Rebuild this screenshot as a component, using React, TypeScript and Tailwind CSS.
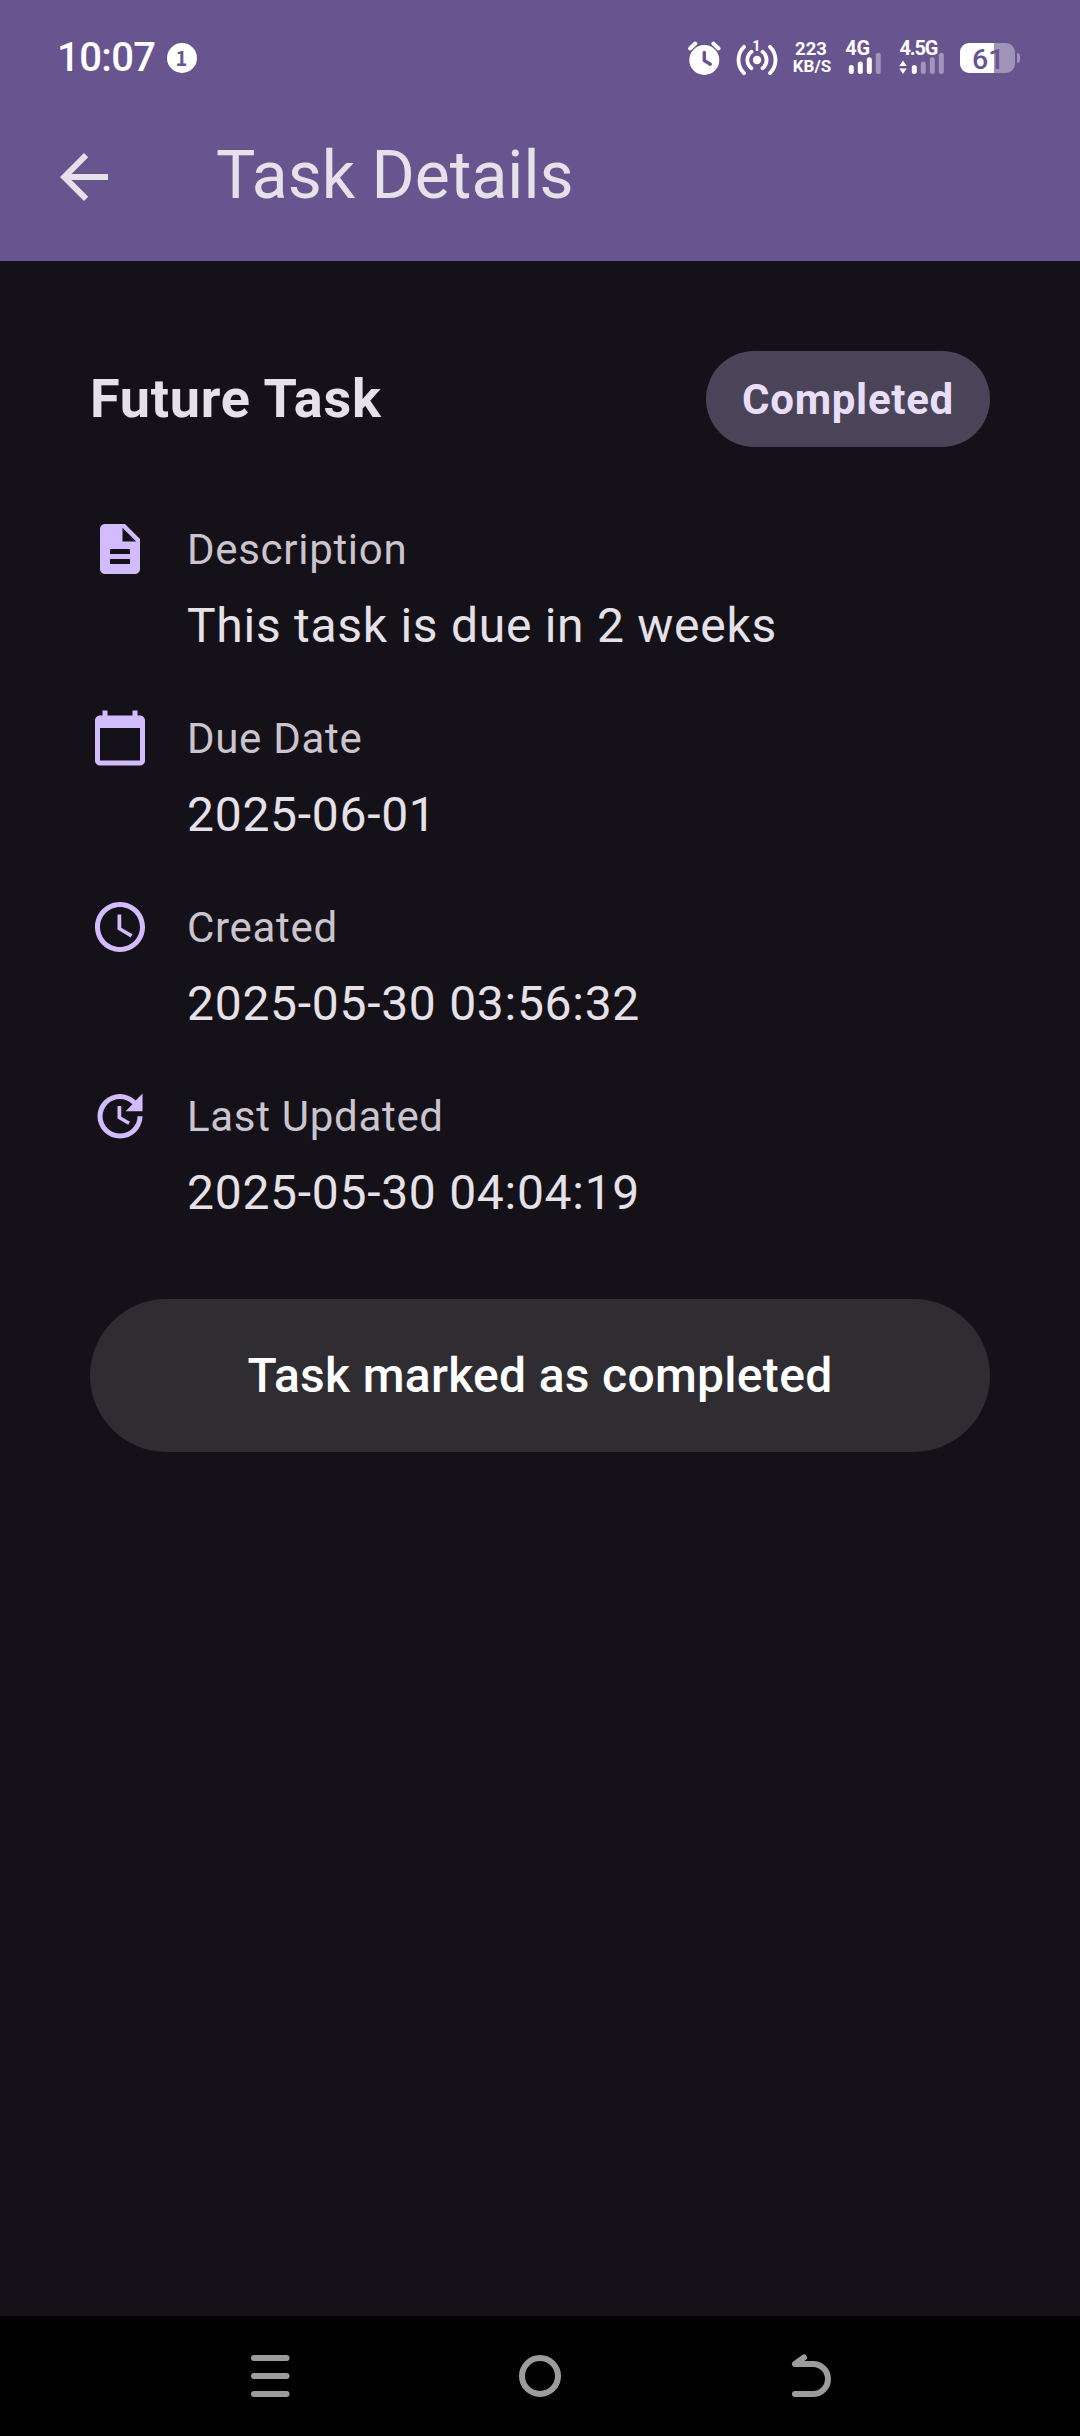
import React from "react";

const rows = [
  { label: "Description", value: "This task is due in 2 weeks", d: "M14 2H6c-1.1 0-1.99.9-1.99 2L4 20c0 1.1.89 2 1.99 2H18c1.1 0 2-.9 2-2V8l-6-6zm2 16H8v-2h8v2zm0-4H8v-2h8v2zm-3-5V3.500L18.500 9H13z" },
  { label: "Due Date", value: "2025-06-01", d: "M20 3h-1V1h-2v2H7V1H5v2H4c-1.1 0-2 .9-2 2v16c0 1.1.9 2 2 2h16c1.1 0 2-.9 2-2V5c0-1.100-.9-2-2-2zm0 18H4V8h16v13z" },
  { label: "Created", value: "2025-05-30 03:56:32", d: "M11.990 2C6.470 2 2 6.480 2 12s4.470 10 9.990 10C17.520 22 22 17.520 22 12S17.520 2 11.990 2zM12 20c-4.420 0-8-3.580-8-8s3.580-8 8-8 8 3.580 8 8-3.580 8-8 8zm.5-13H11v6l5.250 3.150.75-1.230-4.500-2.670z" },
  { label: "Last Updated", value: "2025-05-30 04:04:19", d: "M21 10.120h-6.780l2.740-2.820c-2.730-2.700-7.150-2.800-9.880-.1-2.730 2.710-2.730 7.080 0 9.790s7.150 2.710 9.880 0C18.320 15.650 19 14.080 19 12.100h2c0 1.980-.88 4.550-2.640 6.290-3.510 3.480-9.210 3.480-12.720 0-3.500-3.470-3.530-9.110-.02-12.580s9.140-3.470 12.650 0L21 3v7.120zM12.500 8v4.250l3.500 2.080-.72 1.210L11 13V8h1.500z" },
];

function SignalBars({ x, active }: { x: number; active: number }) {
  return (
    <g strokeWidth="5" strokeLinecap="round" stroke="#fff">
      {[30.5, 27, 22.800, 18.300].map((top, i) => (
        <line key={top} x1={x + i * 9} x2={x + i * 9} y1={top} y2={34.500} opacity={i < active ? 1 : 0.38} />
      ))}
    </g>
  );
}

function AlarmIcon() {
  return (
    <svg viewBox="0 0 37 40" className="h-10 w-[37px]" fill="none" strokeLinecap="round" strokeLinejoin="round">
      <circle cx="18.300" cy="23" r="15" fill="#fff" />
      <path d="M4 11.500l5.300-5M32.600 11.500l-5.300-5" stroke="#fff" strokeWidth="4" />
      <path d="M18.300 15.500v8l6 3.700" stroke="#68548e" strokeWidth="3.400" />
    </svg>
  );
}

function HotspotIcon() {
  return (
    <svg viewBox="0 0 44 40" className="ml-3 h-10 w-11" fill="none">
      <circle cx="22" cy="23" r="4.200" fill="#fff" />
      <g stroke="#fff" strokeWidth="3.800" strokeLinecap="round">
        <path d="M16.500 14.800a10.200 10.200 0 0 0 0 16.400M27.500 14.800a10.200 10.200 0 0 1 0 16.400" />
        <path d="M9 9.800a18.600 18.600 0 0 0 0 26.400M35 9.800a18.600 18.600 0 0 1 0 26.400" />
      </g>
      <text x="21.500" y="13.800" textAnchor="middle" fontSize="14.500" fontWeight="700" fill="#fff">1</text>
    </svg>
  );
}

function Battery() {
  return (
    <svg viewBox="0 0 64 40" className="ml-[13px] h-10 w-16">
      <path d="M36 6h12a9 9 0 0 1 9 9v12a9 9 0 0 1-9 9H36zM59 16a3 3 0 0 1 3 3v4a3 3 0 0 1-3 3z" fill="#fff" opacity=".37" />
      <path d="M36 6H11a9 9 0 0 0-9 9v12a9 9 0 0 0 9 9h25z" fill="#fff" />
      <text x="30.200" y="32.200" textAnchor="middle" fontSize="28.500" fontWeight="500" fill="#68548e">61</text>
    </svg>
  );
}

export default function App() {
  return (
    <div className="flex h-[2436px] w-[1080px] flex-col bg-[#141218] font-['Roboto',sans-serif] text-[#e6e0e9]">
      <header className="h-[261px] bg-[#68548e]">
        <div className="flex h-[116px] items-start justify-between pr-[58px] pl-[57px] text-white">
          <div className="flex items-start pt-[38px]">
            <span className="text-[40px] leading-10 font-medium tracking-[-0.6px]">10:07</span>
            <span className="mt-[5px] ml-[11px] flex size-[30px] items-center justify-center rounded-full bg-white font-['Noto_Sans_CJK_SC',sans-serif] text-[20px] leading-[30px] font-bold text-[#68548e]">1</span>
          </div>
          <div className="flex pt-[37px]">
            <AlarmIcon />
            <HotspotIcon />
            <div className="ml-[11px] flex w-[45px] flex-col items-center pt-[3px] text-[18.500px] leading-[18px] font-bold">
              <span className="-ml-[3px]">223</span>
              <span className="-ml-[1px] text-[17px] leading-[17px]">KB/S</span>
            </div>
            <svg viewBox="0 0 40 40" className="ml-2 h-10 w-10">
              <text x="2.200" y="18.300" fontSize="20" fontWeight="700" fill="#fff" textLength="25" lengthAdjust="spacingAndGlyphs">4G</text>
              <SignalBars x={8.300} active={3} />
            </svg>
            <svg viewBox="0 0 48 40" className="ml-[14px] h-10 w-12">
              <text x="2.500" y="18.300" fontSize="20" fontWeight="700" fill="#fff" textLength="39" lengthAdjust="spacing">4.5G</text>
              <path d="M6 23.600l3.700 5.400H2.300zM6 37l3.700-5.500H2.300z" fill="#fff" />
              <SignalBars x={17.300} active={1} />
            </svg>
            <Battery />
          </div>
        </div>
        <div className="flex h-[122px] items-center pl-12">
          <svg viewBox="0 0 24 24" className="size-[72px]" fill="currentColor"><path d="M20 11H7.830l5.590-5.590L12 4l-8 8 8 8 1.410-1.410L7.830 13H20v-2z" /></svg>
          <h1 className="ml-24 pb-[3px] text-[66px] leading-[84px]">Task Details</h1>
        </div>
      </header>
      <main className="flex grow flex-col px-[90px] pt-[90px]">
        <div className="flex h-24 items-center justify-between">
          <h2 className="text-[54px] leading-[72px] font-bold tracking-[0.75px]">Future Task</h2>
          <span className="flex h-24 w-[284px] items-center justify-center rounded-full bg-[#4a4458] text-[42px] font-bold tracking-[0.7px] text-[#e8def8]">Completed</span>
        </div>
        <div className="mt-[69px] flex flex-col">
          {rows.map((r) => (
            <div key={r.label} className="flex h-[189px]">
              <svg viewBox="0 0 24 24" className="mt-[3px] size-[60px] text-[#d3bcfd]" fill="currentColor"><path d={r.d} /></svg>
              <div className="ml-[37px]">
                <div className="h-[66px] text-[42px] leading-[68px] tracking-[0.7px] text-[#cbc4ce]">{r.label}</div>
                <div className="mt-[6px] text-[48px] leading-[75px] tracking-[0.72px]">{r.value}</div>
              </div>
            </div>
          ))}
        </div>
        <button className="mt-[27px] flex h-[153px] items-center justify-center rounded-full bg-[#2f2d32] text-[48px] font-medium tracking-[0.3px] text-white">
          Task marked as completed
        </button>
      </main>
      <nav className="flex h-[120px] items-center justify-between bg-[#020202] px-[249px]">
        <svg viewBox="0 0 42 42" className="size-[42px]" stroke="#9c9c9c" strokeWidth="6" strokeLinecap="round">
          <path d="M5 3h32.500M5 21h32.500M5 39h32.500" />
        </svg>
        <svg viewBox="0 0 42 42" className="size-[42px]" fill="none" stroke="#9c9c9c" strokeWidth="6">
          <circle cx="21" cy="21" r="18" />
        </svg>
        <svg viewBox="0 0 42 42" className="size-[42px] overflow-visible" fill="none" stroke="#9c9c9c" strokeWidth="6" strokeLinecap="round" strokeLinejoin="round">
          <path d="M15 2.500L6 9H24a15 15 0 0 1 0 30H6" />
        </svg>
      </nav>
    </div>
  );
}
===============
— Task details —
Your task is to return the lines above, from the first one up to and including the line containing "import React from", minus any pictures.

— Exercise solution —
Rebuild this screenshot as a component, using React, TypeScript and Tailwind CSS.
import React from "react";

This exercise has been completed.